- _DIRECTION_: Transcribe the whole listing below without changing a word, but leave out every image.

- _GIVEN DATA_:
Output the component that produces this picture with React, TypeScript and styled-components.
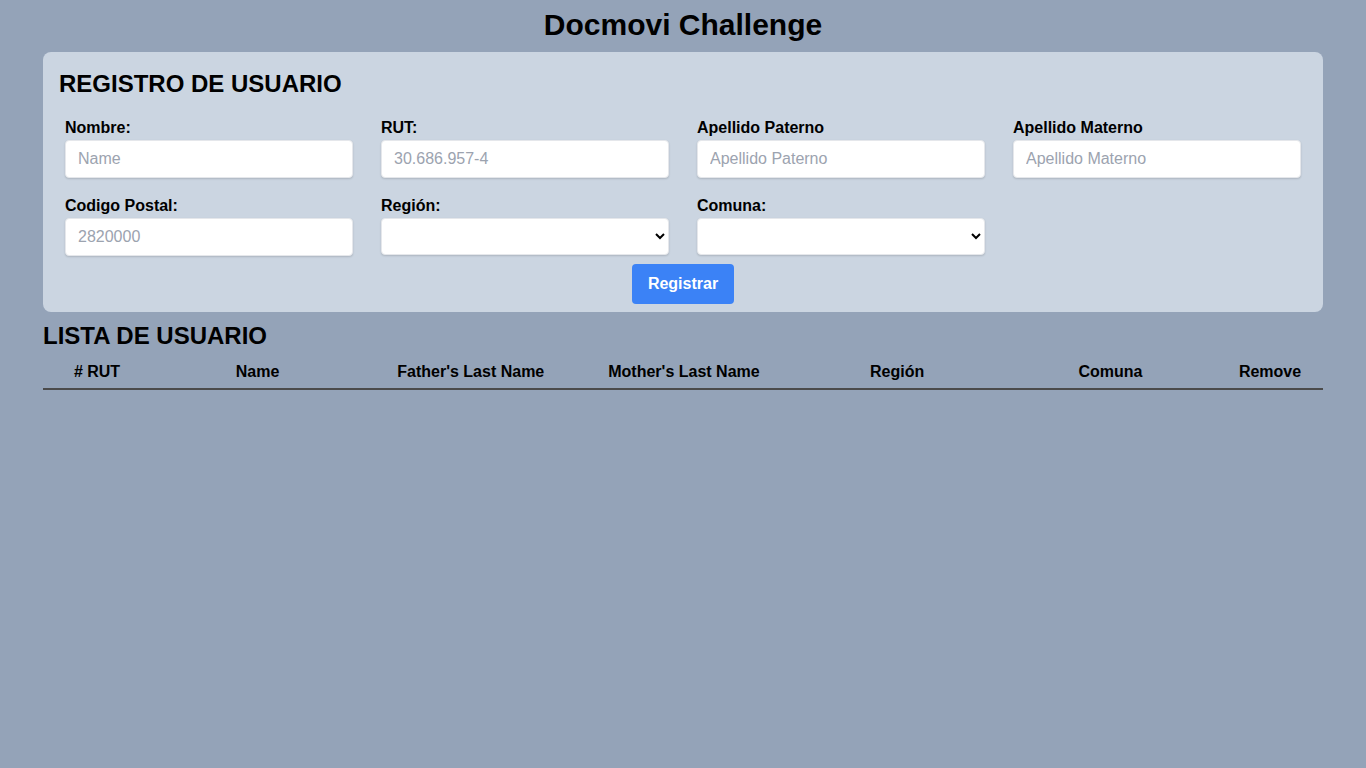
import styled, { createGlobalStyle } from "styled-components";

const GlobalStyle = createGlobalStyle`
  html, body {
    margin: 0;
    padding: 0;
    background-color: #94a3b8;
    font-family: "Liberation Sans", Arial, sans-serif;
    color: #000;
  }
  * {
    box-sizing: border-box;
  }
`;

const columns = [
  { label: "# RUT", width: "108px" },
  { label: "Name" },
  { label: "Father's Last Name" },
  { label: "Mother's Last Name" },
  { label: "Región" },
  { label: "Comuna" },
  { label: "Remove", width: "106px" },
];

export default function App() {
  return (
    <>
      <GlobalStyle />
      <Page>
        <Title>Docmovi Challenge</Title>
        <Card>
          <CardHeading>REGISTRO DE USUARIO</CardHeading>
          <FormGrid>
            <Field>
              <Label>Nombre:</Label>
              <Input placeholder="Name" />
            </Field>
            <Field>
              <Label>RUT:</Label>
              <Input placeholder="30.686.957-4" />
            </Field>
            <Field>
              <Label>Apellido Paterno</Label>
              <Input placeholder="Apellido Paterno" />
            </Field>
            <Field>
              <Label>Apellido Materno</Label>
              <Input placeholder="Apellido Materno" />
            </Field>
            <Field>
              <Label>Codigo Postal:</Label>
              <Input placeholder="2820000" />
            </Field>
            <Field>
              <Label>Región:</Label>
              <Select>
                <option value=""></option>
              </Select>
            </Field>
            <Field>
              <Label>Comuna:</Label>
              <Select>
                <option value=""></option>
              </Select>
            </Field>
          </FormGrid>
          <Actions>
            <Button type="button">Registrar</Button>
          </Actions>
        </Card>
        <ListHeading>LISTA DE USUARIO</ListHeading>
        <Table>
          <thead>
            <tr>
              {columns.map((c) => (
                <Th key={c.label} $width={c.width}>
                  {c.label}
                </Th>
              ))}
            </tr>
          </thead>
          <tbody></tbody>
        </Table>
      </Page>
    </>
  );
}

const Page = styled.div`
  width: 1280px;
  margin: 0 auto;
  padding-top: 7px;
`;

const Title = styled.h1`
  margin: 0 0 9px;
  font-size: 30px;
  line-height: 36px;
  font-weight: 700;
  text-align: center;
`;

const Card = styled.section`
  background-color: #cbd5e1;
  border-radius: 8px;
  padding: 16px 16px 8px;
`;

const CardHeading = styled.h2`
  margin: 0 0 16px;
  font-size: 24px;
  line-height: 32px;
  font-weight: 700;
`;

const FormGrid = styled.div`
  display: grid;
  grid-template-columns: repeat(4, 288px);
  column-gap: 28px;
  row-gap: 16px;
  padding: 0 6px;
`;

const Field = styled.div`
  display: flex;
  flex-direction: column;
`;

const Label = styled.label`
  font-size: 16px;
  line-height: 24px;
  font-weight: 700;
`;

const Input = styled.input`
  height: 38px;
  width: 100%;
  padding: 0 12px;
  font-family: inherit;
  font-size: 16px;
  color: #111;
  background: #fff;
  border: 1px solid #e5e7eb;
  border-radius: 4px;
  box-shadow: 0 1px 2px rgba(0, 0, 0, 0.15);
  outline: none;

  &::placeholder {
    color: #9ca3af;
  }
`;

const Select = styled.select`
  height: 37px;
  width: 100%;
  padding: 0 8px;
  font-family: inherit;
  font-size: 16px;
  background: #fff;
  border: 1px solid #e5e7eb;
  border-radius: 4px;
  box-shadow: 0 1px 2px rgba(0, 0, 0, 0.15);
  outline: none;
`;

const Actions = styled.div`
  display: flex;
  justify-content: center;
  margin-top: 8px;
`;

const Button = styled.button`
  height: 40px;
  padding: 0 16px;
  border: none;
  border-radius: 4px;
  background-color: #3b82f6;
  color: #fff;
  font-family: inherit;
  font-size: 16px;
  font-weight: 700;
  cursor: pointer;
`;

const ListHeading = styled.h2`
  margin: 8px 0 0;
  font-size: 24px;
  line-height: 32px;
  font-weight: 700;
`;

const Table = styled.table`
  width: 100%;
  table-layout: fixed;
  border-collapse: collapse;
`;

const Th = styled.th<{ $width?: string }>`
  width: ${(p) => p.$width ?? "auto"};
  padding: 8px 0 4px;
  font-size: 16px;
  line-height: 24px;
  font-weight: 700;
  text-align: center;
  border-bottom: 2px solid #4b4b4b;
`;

- _ANSWER TO THE PROBLEM_:
Output the component that produces this picture with React, TypeScript and styled-components.
import styled, { createGlobalStyle } from "styled-components";

const GlobalStyle = createGlobalStyle`
  html, body {
    margin: 0;
    padding: 0;
    background-color: #94a3b8;
    font-family: "Liberation Sans", Arial, sans-serif;
    color: #000;
  }
  * {
    box-sizing: border-box;
  }
`;

const columns = [
  { label: "# RUT", width: "108px" },
  { label: "Name" },
  { label: "Father's Last Name" },
  { label: "Mother's Last Name" },
  { label: "Región" },
  { label: "Comuna" },
  { label: "Remove", width: "106px" },
];

export default function App() {
  return (
    <>
      <GlobalStyle />
      <Page>
        <Title>Docmovi Challenge</Title>
        <Card>
          <CardHeading>REGISTRO DE USUARIO</CardHeading>
          <FormGrid>
            <Field>
              <Label>Nombre:</Label>
              <Input placeholder="Name" />
            </Field>
            <Field>
              <Label>RUT:</Label>
              <Input placeholder="30.686.957-4" />
            </Field>
            <Field>
              <Label>Apellido Paterno</Label>
              <Input placeholder="Apellido Paterno" />
            </Field>
            <Field>
              <Label>Apellido Materno</Label>
              <Input placeholder="Apellido Materno" />
            </Field>
            <Field>
              <Label>Codigo Postal:</Label>
              <Input placeholder="2820000" />
            </Field>
            <Field>
              <Label>Región:</Label>
              <Select>
                <option value=""></option>
              </Select>
            </Field>
            <Field>
              <Label>Comuna:</Label>
              <Select>
                <option value=""></option>
              </Select>
            </Field>
          </FormGrid>
          <Actions>
            <Button type="button">Registrar</Button>
          </Actions>
        </Card>
        <ListHeading>LISTA DE USUARIO</ListHeading>
        <Table>
          <thead>
            <tr>
              {columns.map((c) => (
                <Th key={c.label} $width={c.width}>
                  {c.label}
                </Th>
              ))}
            </tr>
          </thead>
          <tbody></tbody>
        </Table>
      </Page>
    </>
  );
}

const Page = styled.div`
  width: 1280px;
  margin: 0 auto;
  padding-top: 7px;
`;

const Title = styled.h1`
  margin: 0 0 9px;
  font-size: 30px;
  line-height: 36px;
  font-weight: 700;
  text-align: center;
`;

const Card = styled.section`
  background-color: #cbd5e1;
  border-radius: 8px;
  padding: 16px 16px 8px;
`;

const CardHeading = styled.h2`
  margin: 0 0 16px;
  font-size: 24px;
  line-height: 32px;
  font-weight: 700;
`;

const FormGrid = styled.div`
  display: grid;
  grid-template-columns: repeat(4, 288px);
  column-gap: 28px;
  row-gap: 16px;
  padding: 0 6px;
`;

const Field = styled.div`
  display: flex;
  flex-direction: column;
`;

const Label = styled.label`
  font-size: 16px;
  line-height: 24px;
  font-weight: 700;
`;

const Input = styled.input`
  height: 38px;
  width: 100%;
  padding: 0 12px;
  font-family: inherit;
  font-size: 16px;
  color: #111;
  background: #fff;
  border: 1px solid #e5e7eb;
  border-radius: 4px;
  box-shadow: 0 1px 2px rgba(0, 0, 0, 0.15);
  outline: none;

  &::placeholder {
    color: #9ca3af;
  }
`;

const Select = styled.select`
  height: 37px;
  width: 100%;
  padding: 0 8px;
  font-family: inherit;
  font-size: 16px;
  background: #fff;
  border: 1px solid #e5e7eb;
  border-radius: 4px;
  box-shadow: 0 1px 2px rgba(0, 0, 0, 0.15);
  outline: none;
`;

const Actions = styled.div`
  display: flex;
  justify-content: center;
  margin-top: 8px;
`;

const Button = styled.button`
  height: 40px;
  padding: 0 16px;
  border: none;
  border-radius: 4px;
  background-color: #3b82f6;
  color: #fff;
  font-family: inherit;
  font-size: 16px;
  font-weight: 700;
  cursor: pointer;
`;

const ListHeading = styled.h2`
  margin: 8px 0 0;
  font-size: 24px;
  line-height: 32px;
  font-weight: 700;
`;

const Table = styled.table`
  width: 100%;
  table-layout: fixed;
  border-collapse: collapse;
`;

const Th = styled.th<{ $width?: string }>`
  width: ${(p) => p.$width ?? "auto"};
  padding: 8px 0 4px;
  font-size: 16px;
  line-height: 24px;
  font-weight: 700;
  text-align: center;
  border-bottom: 2px solid #4b4b4b;
`;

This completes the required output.